Jepsen performed "This Kiss" and "Call Me Maybe" at American Music Awards of 2012 on November 18, 2012. Jepsen performed "This Kiss" and Call Me Maybe" at the halftime show during 100th Grey Cup on November 25, 2012. On December 2, 2012, Jepsen performed at The Big Jingle 2012. Jepsen performed "Call Me Maybe" and "Tonight I'm Getting Over You" at NRJ Music Awards of 2012 on January 26, 2013.

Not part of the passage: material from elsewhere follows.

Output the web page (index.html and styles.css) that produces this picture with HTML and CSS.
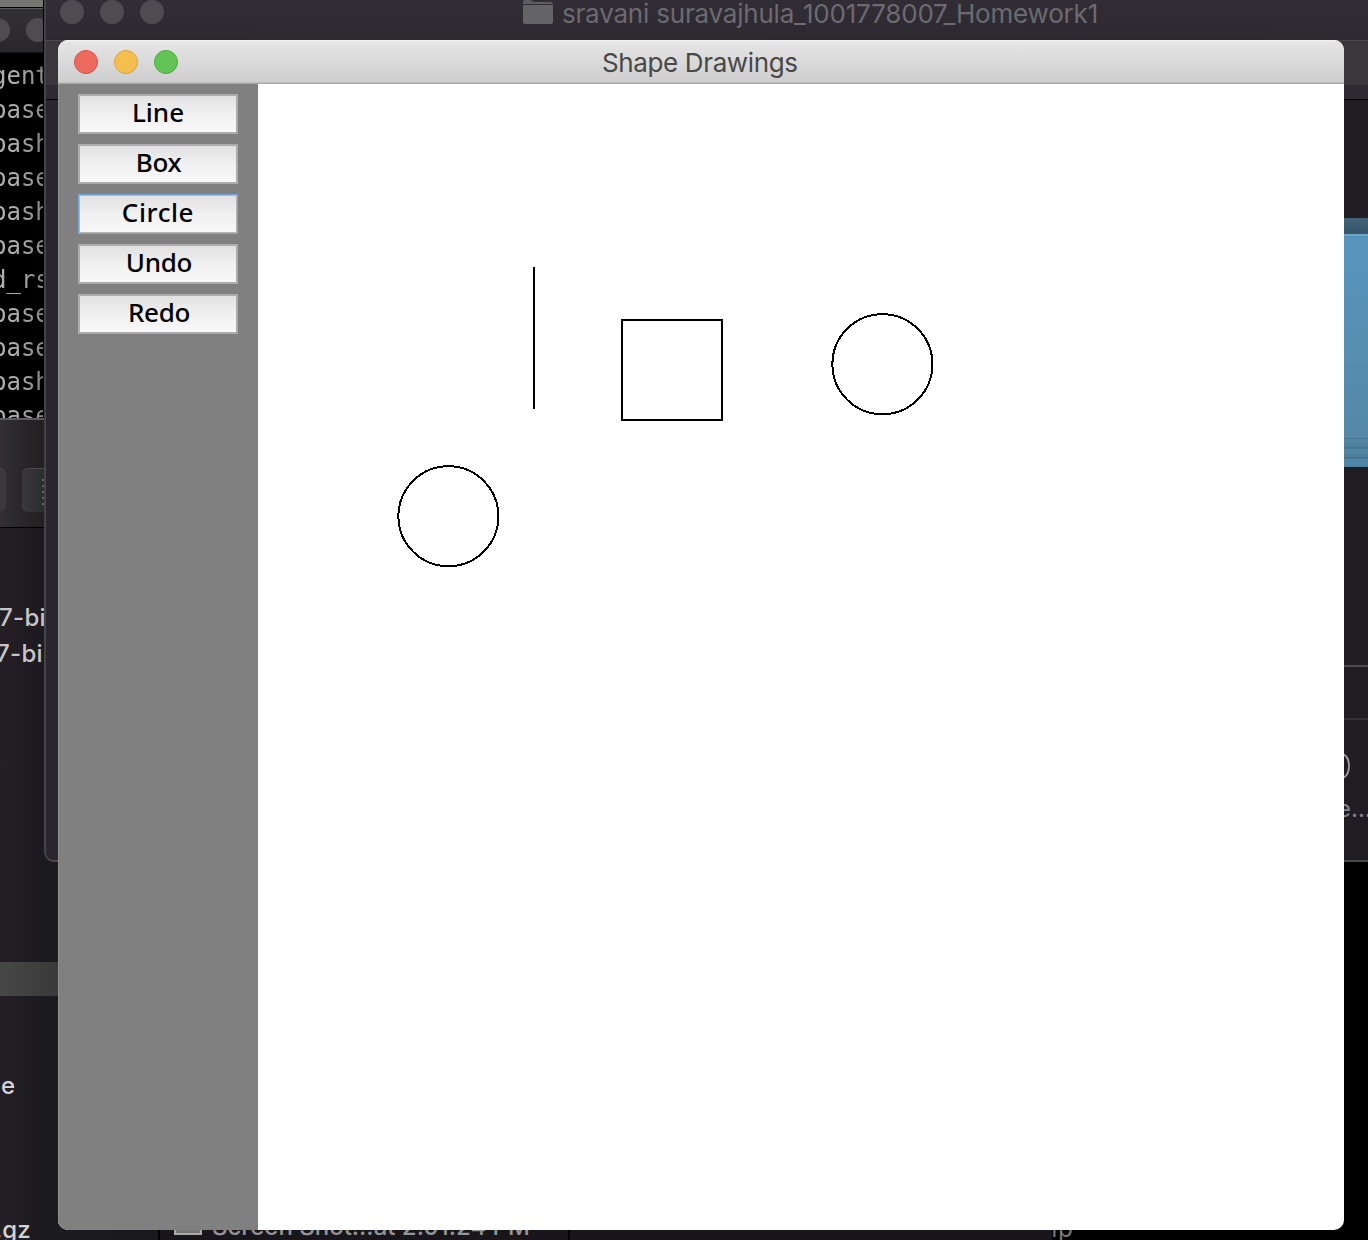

Jepsen performed "Sweetie" on the Shake It Up episode "Fair Librarian It Up", which aired on February 24, 2013.

Believe Tour

Jepsen also promoted the album when opening for Justin Bieber during his Believe Tour in North America, Europe & South America dates. 
During Believe Tour, Jepsen performed "Sweetie", "Tiny Little Bows", "Good Time" with Cody Simpson, "Tonight I'm Getting Over You", "Curiosity", "This Kiss", "Your Heart Is a Muscle", "Hurt So Good", "Call Me Maybe", and "Beautiful" with Bieber.

Summer Kiss Tour
Jepsen further promoted Kiss with her first solo concert tour, the Kiss Summer Tour, which took place in the summer of 2013, from 27 May through October 12, 2013; it began in Jakarta, Indonesia, and ended in Simcoe, Canada.

Critical reception

Following its release, Kiss received mostly positive reviews from music critics with an aggregated metascore of 63 of 100 in Metacritic based on 13 reviews.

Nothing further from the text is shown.